Channel enablement is the biggest single weapon that traditional software vendors have in the fight against the likes of Google. Use it wisely as it can be a fickle beast. But it's one that needs to be fed and right now it needs to be weaned. Enablement of the channel is the biggest challenge and the current method of 'transformation' is not successful as it does not address the fundamental questions on ROI either at the user level or the channel.
And that's because the vendors measure ROI in a totally different way. Listen up, people. You have to converge. Most vendors have recognised that that they will have to 'over invest' in order to win in the Cloud - some huge bets, in fact. However, they seem to think that their channel should also invest and produce them an ROI in the first 12 months. How daft is that? This is all about a 'Joint Leap of Faith'. While it is very hard to work out the ROI, the shifting sands of client technology is gathering pace as PC sales plummet and tablet sales grow. The announcements about what Apple's new iOS will deliver is a profound message to us all. Cloud will change the way we all buy software and what we buy. Not just consumers but business uses too.

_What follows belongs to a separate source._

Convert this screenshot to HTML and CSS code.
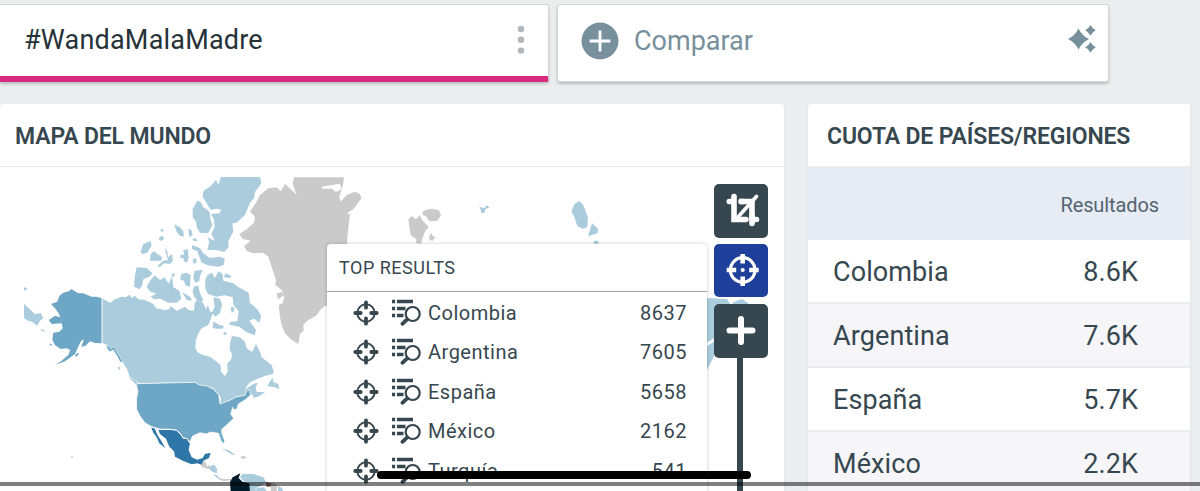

It is a Leap of Faith, no doubt. But if vendors and channel cannot have mature conversations about working together then vendors risk losing vital weapons in their fight to hold their position and get new growth. Software purchasing has morphed profoundly over the years and vendors and channels have always adapted together to win over time. Another challenge is ahead and it seems the old allies are out of sync.
That must be music to the ears of Google and Apple.